Altri esempi? In Basilicata si è votato il 22 aprile. Ha vinto per la seconda volta il forzista Vito Bardi, il quale però ha impiegato parecchie settimane a completare la giunta nel difficile compito di accontentare tutti gli alleati. Per lo stesso motivo ha passato i guai pure il Consiglio regionale, che ha dovuto aspettare due mesi e mezzo (5 luglio) per eleggere il proprio presidente, Marcello Pittella, ed entrare così in funzione a pieno regime. Va da sé che da allora si contano sulle dita di una mano le leggi di iniziativa consiliare, tra cui però spicca quella approvata ad agosto con insolita fretta e col favore della calura estiva: aumento di 25 mila euro dei fondi per i collaboratori a disposizione di ogni consigliere, che per gli eletti si è tradotto, di fatto, nella possibilità di aumentarsi lo stipendio visto che prima i soldi per lo staff venivano sottratti da un rimborso spese forfettario.

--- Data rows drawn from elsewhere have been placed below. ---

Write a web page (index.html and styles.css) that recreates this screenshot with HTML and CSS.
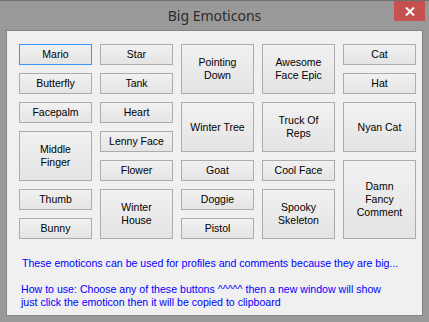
FILE: index.html
```html
<!DOCTYPE html>
<html lang="en">
  <head>
    <meta charset="UTF-8" />
    <meta name="viewport" content="width=device-width, initial-scale=1.0" />
    <title>Big Emoticons</title>
    <link rel="stylesheet" href="styles.css">
  </head>
  <body>
    <div class="window">
      <!-- Title Bar -->
      <div class="title-bar">
        <span class="title">Big Emoticons</span>
        <button class="close-button" aria-label="Close">
          <svg width="10" height="9" viewBox="0 0 10 9">
            <path d="M1 0.5 L9 8.5 M9 0.5 L1 8.5" stroke="#ffffff" stroke-width="2" />
          </svg>
        </button>
      </div>

      <!-- Client Area -->
      <div class="client">
        <div class="emoticon-grid">
          <!-- column 1 -->
          <button class="emo focused">Mario</button>
          <button class="emo">Butterfly</button>
          <button class="emo">Facepalm</button>
          <button class="emo tall">Middle<br>Finger</button>
          <button class="emo">Thumb</button>
          <button class="emo">Bunny</button>
          <!-- column 2 -->
          <button class="emo">Star</button>
          <button class="emo">Tank</button>
          <button class="emo">Heart</button>
          <button class="emo">Lenny Face</button>
          <button class="emo">Flower</button>
          <button class="emo tall">Winter<br>House</button>
          <!-- column 3 -->
          <button class="emo tall">Pointing<br>Down</button>
          <button class="emo tall">Winter Tree</button>
          <button class="emo">Goat</button>
          <button class="emo">Doggie</button>
          <button class="emo">Pistol</button>
          <!-- column 4 -->
          <button class="emo tall">Awesome<br>Face Epic</button>
          <button class="emo tall">Truck Of<br>Reps</button>
          <button class="emo">Cool Face</button>
          <button class="emo tall">Spooky<br>Skeleton</button>
          <!-- column 5 -->
          <button class="emo">Cat</button>
          <button class="emo">Hat</button>
          <button class="emo tall">Nyan Cat</button>
          <button class="emo taller">Damn<br>Fancy<br>Comment</button>
        </div>

        <p class="info">These emoticons can be used for profiles and comments because they are big...</p>
        <p class="info how-to">How to use: Choose any of these buttons ^^^^^ then a new window will show<br>just click the emoticon then it will be copied to clipboard</p>
      </div>
    </div>
  </body>
</html>
```

FILE: styles.css
```css
/* Global Styles */
body {
  margin: 0;
  padding: 0;
  background-color: #999999; /* Window frame grey */
  font-family: "Liberation Sans", Arial, sans-serif;
  overflow: hidden;
}

/* Window */
.window {
  width: 429px;
  height: 322px;
  box-sizing: border-box;
  border-top: 1px solid #6f6f6f;
  padding: 0 6px 6px 6px;
  display: flex;
  flex-direction: column;
}

/* Title Bar */
.title-bar {
  position: relative;
  height: 29px;
  display: flex;
  justify-content: center;
  align-items: center;
}

.title {
  font-family: "Noto Sans", "Open Sans", sans-serif;
  font-size: 14px;
  color: #2b2b2b;
}

.close-button {
  position: absolute;
  top: 0;
  right: -2px;
  width: 31px;
  height: 20px;
  padding: 0;
  border: none;
  background-color: #c75050;
  display: flex;
  justify-content: center;
  align-items: center;
}

/* Client Area */
.client {
  flex: 1;
  background-color: #f0f0f0; /* Light grey background */
  border: 1px solid #858585;
  padding: 13px 0 0 12px;
}

.emoticon-grid {
  display: grid;
  grid-template-columns: repeat(5, 73px);
  grid-template-rows: repeat(7, 21px);
  grid-auto-flow: column;
  gap: 8px;
}

.emo {
  margin: 0;
  padding: 0;
  font-family: "Liberation Sans", Arial, sans-serif;
  font-size: 10.5px;
  line-height: 13px;
  color: #000000;
  background: linear-gradient(#f1f1f1, #e4e4e4);
  border: 1px solid #acacac;
  border-radius: 0;
  text-align: center;
}

.emo.tall {
  grid-row: span 2;
}

.emo.taller {
  grid-row: span 3;
}

.emo.focused {
  border-color: #3399ff; /* Focus blue */
}

/* Info Text */
.info {
  margin: 18px 0 0 3px;
  font-size: 10.6px;
  line-height: 13px;
  color: #0000ff;
}

.how-to {
  margin-top: 13px;
  margin-left: 2px;
}
```
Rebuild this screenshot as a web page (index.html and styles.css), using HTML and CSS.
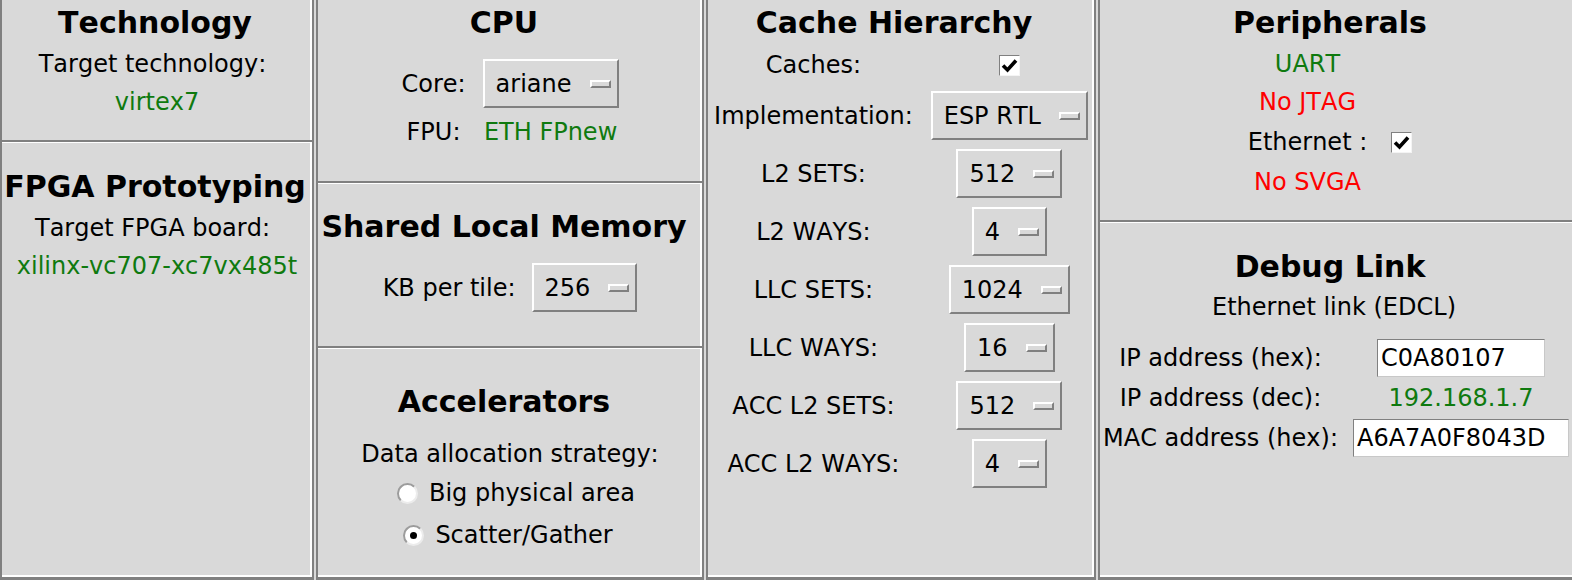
FILE: index.html
```html
<!DOCTYPE html>
<html>
<head>
<meta charset="utf-8">
<title>SoC Config</title>
<link rel="stylesheet" href="styles.css">
</head>
<body>
<div class="app">
  <div class="col col-1">
    <section class="sec sec-tech">
      <div class="title">Technology</div>
      <div class="line first trail">Target technology:</div>
      <div class="line green">virtex7</div>
    </section>
    <section class="sec sec-fpga grow">
      <div class="title">FPGA Prototyping</div>
      <div class="line first trail">Target FPGA board:</div>
      <div class="line green">xilinx-vc707-xc7vx485t</div>
    </section>
  </div>

  <div class="col col-2">
    <section class="sec sec-cpu">
      <div class="title">CPU</div>
      <div class="form form-cpu">
        <div class="lbl">Core:</div>
        <div class="opt"><span class="opt-text">ariane</span><span class="ind"></span></div>
        <div class="lbl">FPU:</div>
        <div class="lbl green">ETH FPnew</div>
      </div>
    </section>
    <section class="sec sec-slm">
      <div class="title">Shared Local Memory</div>
      <div class="form form-slm">
        <div class="lbl">KB per tile:</div>
        <div class="opt"><span class="opt-text">256</span><span class="ind"></span></div>
      </div>
    </section>
    <section class="sec sec-acc grow">
      <div class="title">Accelerators</div>
      <div class="line data-line">Data allocation strategy:</div>
      <div class="radio radio-big"><span class="rb"></span><span>Big physical area</span></div>
      <div class="radio radio-sg"><span class="rb on"></span><span>Scatter/Gather</span></div>
    </section>
  </div>

  <div class="col col-3">
    <section class="sec grow">
      <div class="title">Cache Hierarchy</div>
      <div class="form form-cache">
        <div class="lbl">Caches:</div>
        <div class="chk"><svg width="19" height="19" viewBox="0 0 19 19"><path d="M3 9.5 L7.5 14 L16 4.5" fill="none" stroke="#000" stroke-width="3.6"/></svg></div>
        <div class="lbl">Implementation:</div>
        <div class="opt"><span class="opt-text">ESP RTL</span><span class="ind"></span></div>
        <div class="lbl">L2 SETS:</div>
        <div class="opt"><span class="opt-text">512</span><span class="ind"></span></div>
        <div class="lbl">L2 WAYS:</div>
        <div class="opt"><span class="opt-text">4</span><span class="ind"></span></div>
        <div class="lbl">LLC SETS:</div>
        <div class="opt"><span class="opt-text">1024</span><span class="ind"></span></div>
        <div class="lbl">LLC WAYS:</div>
        <div class="opt"><span class="opt-text">16</span><span class="ind"></span></div>
        <div class="lbl">ACC L2 SETS:</div>
        <div class="opt"><span class="opt-text">512</span><span class="ind"></span></div>
        <div class="lbl">ACC L2 WAYS:</div>
        <div class="opt"><span class="opt-text">4</span><span class="ind"></span></div>
      </div>
    </section>
  </div>

  <div class="col col-4">
    <section class="sec sec-periph">
      <div class="title">Peripherals</div>
      <div class="form form-periph">
        <div class="lbl green">UART</div>
        <div></div>
        <div class="lbl red">No JTAG</div>
        <div></div>
        <div class="lbl">Ethernet :</div>
        <div class="chk"><svg width="19" height="19" viewBox="0 0 19 19"><path d="M3 9.5 L7.5 14 L16 4.5" fill="none" stroke="#000" stroke-width="3.6"/></svg></div>
        <div class="lbl red">No SVGA</div>
        <div></div>
      </div>
    </section>
    <section class="sec sec-debug grow">
      <div class="title">Debug Link</div>
      <div class="line edcl">Ethernet link (EDCL)</div>
      <div class="form form-debug">
        <div class="lbl">IP address (hex):</div>
        <div class="entry entry-hex">C0A80107</div>
        <div class="lbl">IP address (dec):</div>
        <div class="lbl green">192.168.1.7</div>
        <div class="lbl">MAC address (hex):</div>
        <div class="entry entry-mac">A6A7A0F8043D</div>
      </div>
    </section>
  </div>
</div>
</body>
</html>
```
FILE: styles.css
```css
* { box-sizing: border-box; }
html, body { margin: 0; padding: 0; }
body {
  background: #d9d9d9;
  font-family: "DejaVu Sans", "Liberation Sans", sans-serif;
  font-size: 24px;
  font-kerning: none;
  color: #000;
  width: 1572px;
  height: 580px;
  overflow: hidden;
}
.app { display: flex; gap: 2px; height: 580px; }

.col {
  display: flex;
  flex-direction: column;
  height: 580px;
  border-left: 2px solid #808080;
  border-right: 2px solid #808080;
  border-bottom: 3px solid #808080;
  box-shadow: inset -2px -2px 0 #fff;
  flex: none;
}
.col-1 { width: 314px; }
.col-2 { width: 388px; }
.col-3 { width: 390px; }
.col-4 { flex: 1; border-right: none; box-shadow: inset 0 -2px 0 #fff; }

.sec { display: flex; flex-direction: column; align-items: center; flex: none; }
.sec + .sec { border-top: 2px solid #808080; box-shadow: inset 0 1px 0 #fff; }
.sec.grow { flex: 1; }

.title {
  font-weight: bold;
  font-size: 30px;
  margin-top: 1px;
  padding-top: 1px;
  height: 42px;
  line-height: 41px;
  white-space: nowrap;
}
.col-1 .title { padding-right: 4px; }
.col-2 .title { padding-right: 12px; }
.col-3 .title { padding-right: 14px; }

.line { height: 38px; line-height: 38px; white-space: nowrap; }
.line.first { margin-top: 2px; }
.line.trail { padding-right: 9px; }
.green { color: #0f7a0f; }
.red { color: #ff0000; }
.lbl { white-space: nowrap; }

/* column 1 */
.sec-tech { height: 140px; }
.sec-fpga { padding-top: 22px; }

/* column 2 */
.sec-cpu { height: 181px; }
.sec-slm { height: 165px; padding-top: 21px; }
.sec-acc { padding-top: 31px; }

.form { display: grid; justify-content: center; justify-items: center; align-items: center; }
.form-cpu { margin-top: 16px; grid-template-columns: auto auto; grid-template-rows: 49px 38px; column-gap: 17px; row-gap: 5px; }
.form-slm { margin-top: 16px; grid-template-columns: auto auto; grid-template-rows: 49px; column-gap: 16px; }

.data-line { margin-top: 13px; }
.radio { display: flex; align-items: center; height: 38px; gap: 11px; white-space: nowrap; }
.radio-big { margin-top: 1px; margin-left: 12px; }
.radio-sg { margin-top: 4px; margin-right: 4px; }
.rb {
  width: 21px; height: 21px; border-radius: 50%;
  background: #fff;
  border: 2px solid;
  border-color: #9c9c9c #ececec #ececec #9c9c9c;
  display: flex; align-items: center; justify-content: center;
}
.rb.on::after { content: ""; width: 7px; height: 7px; border-radius: 50%; background: #000; }

/* option menus */
.opt {
  display: inline-flex; align-items: center;
  height: 49px;
  padding: 0 6px 0 11px;
  border: 2px solid;
  border-color: #fff #808080 #808080 #fff;
  white-space: nowrap;
}
.ind {
  width: 21px; height: 8px; margin-left: 18px;
  border: 2px solid;
  border-color: #fff #808080 #808080 #fff;
}

/* checkbox */
.chk {
  width: 21px; height: 21px;
  background: #fff;
  border: 1px solid;
  border-color: #808080 #f4f4f4 #f4f4f4 #808080;
  display: flex; align-items: center; justify-content: center;
}
.chk svg { display: block; }

/* column 3 */
.form-cache { margin-top: 5px; grid-template-columns: auto auto; grid-template-rows: 34px repeat(7, 49px); column-gap: 18px; row-gap: 9px; }

/* column 4 */
.col-4 .sec { padding-right: 12px; }
.sec-periph { height: 220px; }
.form-periph { margin-top: 2px; grid-template-columns: auto auto; grid-template-rows: 38px 38px 42px 38px; column-gap: 24px; }
.sec-debug { padding-top: 22px; }
.edcl { margin-top: 1px; padding-left: 8px; }
.form-debug { margin-top: 12px; margin-right: -12px; align-self: stretch; grid-template-columns: auto auto; grid-template-rows: 40px 40px 40px; column-gap: 15px; }

.entry {
  background: #fff;
  height: 38px;
  border: 1px solid;
  border-color: #808080 #c8c8c8 #c8c8c8 #808080;
  padding-left: 3px;
  display: flex; align-items: center;
  white-space: nowrap;
}
.entry-hex { width: 168px; }
.entry-mac { width: 216px; }
```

A questi argomenti i Consigli regionali restano parecchio sensibili. Se non toccano palla su provvedimenti delicati, molti eletti finiscono a rosicchiare quel che possono per sé o per i propri collegi elettorali. Come ha raccontato il Fatto nei giorni scorsi, Sicilia e Sardegna sono reduci da assalti alla diligenza da parte dei consiglieri per destinare migliaia di euro ciascuno a sagre, associazioni e fiere di riferimento. Almeno in questo, è bene rendersi utili.